Et la voiture dans tout cela? En fait, Reinhard Ketterer ne parcourt que 5000 kilomètres par an avec sa Nissan Leaf. Il l’utilise principalement pour stocker de l’électricité, ce qui permet au logiciel Sun2wheel de décharger à chaque fois la batterie jusqu’à un niveau de 10% seulement. Pour les trajets plus urgents ou plus longs, il a fait l’acquisition d’une BMW Plug-in Hybrid pour sa femme et lui-même. «Nous parcourons 11 000 kilomètres par an avec la BMW, dont près de la moitié en mode électrique», avoue-t-il, en s’excusant presque. Outre les avantages économiques non négligeables – Reinhard Ketterer estime qu’il lui faudra 6 à 7 ans pour amortir complètement son investissement –, sa conscience écologique a joué un rôle majeur dans ses choix. Et il n’est pas resté les bras croisés lorsque le peuple suisse a été appelé à économiser l’électricité l’année dernière. «J’ai certes pu aborder la menace d’une pénurie d’électricité avec un peu plus de calme que d’autres personnes. Mais cela m’a également incité à optimiser encore ma consommation, par exemple en utilisant des ampoules LED ou en réduisant la température des pièces d’un ou deux degrés».
Reinhard Ketterer a même réduit ses magnifiques illuminations de Noël, qui attirent chaque hiver les badauds de toute la région, à qui il offre volontiers un verre de vin chaud. Il fait cela par solidarité car, dit-il, «les illuminations ne ponctionnent pas plus d’électricité que lorsque ma femme prépare un gâteau». Un panneau planté devant sa maison indique en outre aux passants potentiellement mal intentionnés que l’électricité utilisée pour cet éclairage provient de son propre toit. Mais il ne mentionne pas le fait que celle-ci a fait une petite halte dans la batterie de sa voiture. Il est probablement encore trop tôt pour tout dévoiler.
La voiture, lieu de stockage de l’énergie
Les modèles électriques capables de recharge bidirectionnelle peuvent, en la stockant, jouer un rôle important dans l’approvisionnement en électricité. Une technologie qui est amenée à équiper un nombre croissant de véhicules.
Durant la journée, l’énergie solaire excédentaire est stockée dans la batterie de la voiture.
De nuit, la voiture alimente la maison en électricité jusqu’à un niveau de charge minimum.
Des calculs effectués au sein du club ont démontré le potentiel de la recharge bidirectionnelle pour la Suisse en période hivernale.

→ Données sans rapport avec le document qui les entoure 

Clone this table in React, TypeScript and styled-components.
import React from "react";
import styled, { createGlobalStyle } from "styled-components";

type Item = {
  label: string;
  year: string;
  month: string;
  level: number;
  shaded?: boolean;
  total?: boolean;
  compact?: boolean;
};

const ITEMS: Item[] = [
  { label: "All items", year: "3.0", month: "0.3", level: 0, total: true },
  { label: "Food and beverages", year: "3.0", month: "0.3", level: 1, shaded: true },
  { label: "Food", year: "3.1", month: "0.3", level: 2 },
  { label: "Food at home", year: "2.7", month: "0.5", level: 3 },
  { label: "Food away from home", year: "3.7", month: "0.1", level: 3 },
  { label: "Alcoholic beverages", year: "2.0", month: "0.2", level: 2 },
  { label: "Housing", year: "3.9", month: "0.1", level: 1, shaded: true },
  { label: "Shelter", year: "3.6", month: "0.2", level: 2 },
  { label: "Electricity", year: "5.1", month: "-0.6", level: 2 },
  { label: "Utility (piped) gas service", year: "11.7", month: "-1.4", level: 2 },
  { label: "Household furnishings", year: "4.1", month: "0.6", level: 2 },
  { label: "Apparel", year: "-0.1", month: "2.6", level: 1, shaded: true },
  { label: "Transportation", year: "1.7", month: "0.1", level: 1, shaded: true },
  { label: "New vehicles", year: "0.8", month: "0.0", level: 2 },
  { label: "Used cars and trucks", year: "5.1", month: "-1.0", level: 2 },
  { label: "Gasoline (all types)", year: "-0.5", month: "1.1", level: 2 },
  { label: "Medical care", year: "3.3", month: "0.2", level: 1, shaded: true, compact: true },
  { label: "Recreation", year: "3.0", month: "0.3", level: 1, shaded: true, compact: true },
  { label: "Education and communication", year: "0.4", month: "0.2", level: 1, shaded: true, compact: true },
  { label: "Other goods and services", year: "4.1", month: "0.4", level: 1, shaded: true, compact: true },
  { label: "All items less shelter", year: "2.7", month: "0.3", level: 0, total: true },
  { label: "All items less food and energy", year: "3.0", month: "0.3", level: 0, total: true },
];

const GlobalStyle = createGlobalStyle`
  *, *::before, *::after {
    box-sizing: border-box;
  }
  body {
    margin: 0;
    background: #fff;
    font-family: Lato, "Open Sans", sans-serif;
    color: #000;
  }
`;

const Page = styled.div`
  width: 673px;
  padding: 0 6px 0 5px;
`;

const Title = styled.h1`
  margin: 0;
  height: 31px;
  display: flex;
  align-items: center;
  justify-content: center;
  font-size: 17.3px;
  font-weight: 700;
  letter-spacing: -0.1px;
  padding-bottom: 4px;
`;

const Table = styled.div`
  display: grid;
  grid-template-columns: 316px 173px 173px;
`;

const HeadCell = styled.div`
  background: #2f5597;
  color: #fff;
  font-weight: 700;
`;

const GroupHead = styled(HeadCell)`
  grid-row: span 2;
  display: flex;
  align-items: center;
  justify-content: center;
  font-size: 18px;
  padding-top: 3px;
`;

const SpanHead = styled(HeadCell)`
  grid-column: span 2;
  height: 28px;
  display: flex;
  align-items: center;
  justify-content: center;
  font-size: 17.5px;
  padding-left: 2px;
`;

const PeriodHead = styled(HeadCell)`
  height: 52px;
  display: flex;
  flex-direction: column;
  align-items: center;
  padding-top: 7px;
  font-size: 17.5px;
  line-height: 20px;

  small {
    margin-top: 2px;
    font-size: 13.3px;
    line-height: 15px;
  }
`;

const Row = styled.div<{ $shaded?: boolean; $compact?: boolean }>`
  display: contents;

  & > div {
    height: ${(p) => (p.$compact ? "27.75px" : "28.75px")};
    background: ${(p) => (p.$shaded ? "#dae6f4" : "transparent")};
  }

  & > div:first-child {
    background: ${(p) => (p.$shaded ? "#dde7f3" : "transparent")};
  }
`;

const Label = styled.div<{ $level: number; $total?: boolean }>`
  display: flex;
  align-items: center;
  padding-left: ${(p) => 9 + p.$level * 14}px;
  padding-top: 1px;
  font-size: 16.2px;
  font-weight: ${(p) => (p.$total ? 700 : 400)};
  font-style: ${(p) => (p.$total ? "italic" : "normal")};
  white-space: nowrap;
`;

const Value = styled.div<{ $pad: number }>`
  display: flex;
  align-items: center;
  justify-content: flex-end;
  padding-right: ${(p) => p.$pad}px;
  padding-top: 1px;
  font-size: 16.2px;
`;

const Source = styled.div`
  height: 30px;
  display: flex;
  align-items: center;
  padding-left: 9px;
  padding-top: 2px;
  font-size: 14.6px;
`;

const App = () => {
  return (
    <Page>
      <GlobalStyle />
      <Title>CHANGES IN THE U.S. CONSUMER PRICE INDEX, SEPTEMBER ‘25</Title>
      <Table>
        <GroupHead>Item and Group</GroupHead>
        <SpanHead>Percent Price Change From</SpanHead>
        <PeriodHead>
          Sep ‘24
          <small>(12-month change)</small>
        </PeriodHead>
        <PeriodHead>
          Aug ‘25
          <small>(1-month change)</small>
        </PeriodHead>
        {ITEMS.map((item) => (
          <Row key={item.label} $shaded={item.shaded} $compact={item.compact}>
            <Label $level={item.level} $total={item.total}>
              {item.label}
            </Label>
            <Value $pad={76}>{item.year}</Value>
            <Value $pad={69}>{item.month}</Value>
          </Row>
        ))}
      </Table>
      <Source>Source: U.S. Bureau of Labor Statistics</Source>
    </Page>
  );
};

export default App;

L’ingénieur automobile Elia Limarzo a effectué des recherches dans le domaine de la recharge et de la technologie V2G en tant qu’élément de base pour assurer l’approvisionnement énergétique en Suisse. Les résultats montrent le potentiel, à des degrés divers, des véhicules bidirectionnels au sein du parc de voitures électriques. Avec 20% de véhicules bidirectionnels en 2025, les pics de demande un soir d’hiver pourraient être réduits d’environ 5%, de 11% en 2030. En fin de compte, cela signifie qu’il faudrait disposer de 5%, resp. de 11% de capacité en moins, qui devrait sinon être fournie par la mise en route de centrales électriques ou par des importations d’électricité.
Texte: Dominic Graf
Photos: Emanuel Freudiger
Glossaire
V2H
Abréviation de Vehicle-to-Home. L’énergie stockée dans la voiture électrique est injectée dans la maison et peut alimenter le foyer en énergie solaire lorsque le soleil ne brille pas.
V2G
Abréviation de Vehicle-to-Grid. Il s’agit de voitures électriques capables de se recharger de manière bidirectionnelle et d’alimenter le réseau public en électricité dans le cadre d’un système énergétique intelligent, contribuant ainsi à sa stabilisation.
V2X
Abréviation de Vehicle-to-Everything. C’est un terme générique pour toutes les applications possibles de la charge bidirectionnelle.
CHAdeMO ou CCS
La plupart des voitures à recharge bidirectionnelle sont encore équipées de la prise standard japonaise pour courant continu CHAdeMO (Charge de Move).
Pour la prise CCS (Combined Charging System), plus courante en Europe, il n’existe qu’une seule voiture équipée, la citadine Honda e.
Production d’énergie solaire en 2021
2842 gigawattheures couvrent 4,89% de la consommation totale d’électricité de la Suisse, qui est de 58 113 gigawattheures. La Confédération veut encourager la production d’énergie solaire (photovoltaïque et thermique) à hauteur de 600 millions de francs cette année.
Panneaux photovoltaïques vendus en 2021
Leur potentiel atteint 704,9 mégawatts (+43% par rapport à 2020).
Modèles électriques aptes à la recharge bidirectionnelle en 2022: La compacte Nissan Leaf, l’utilitaire Nissan e-NV200, les citadines Honda e et Mitsubishi i-MiEV ainsi que les Mitsubishi Outlander et Eclipse Cross.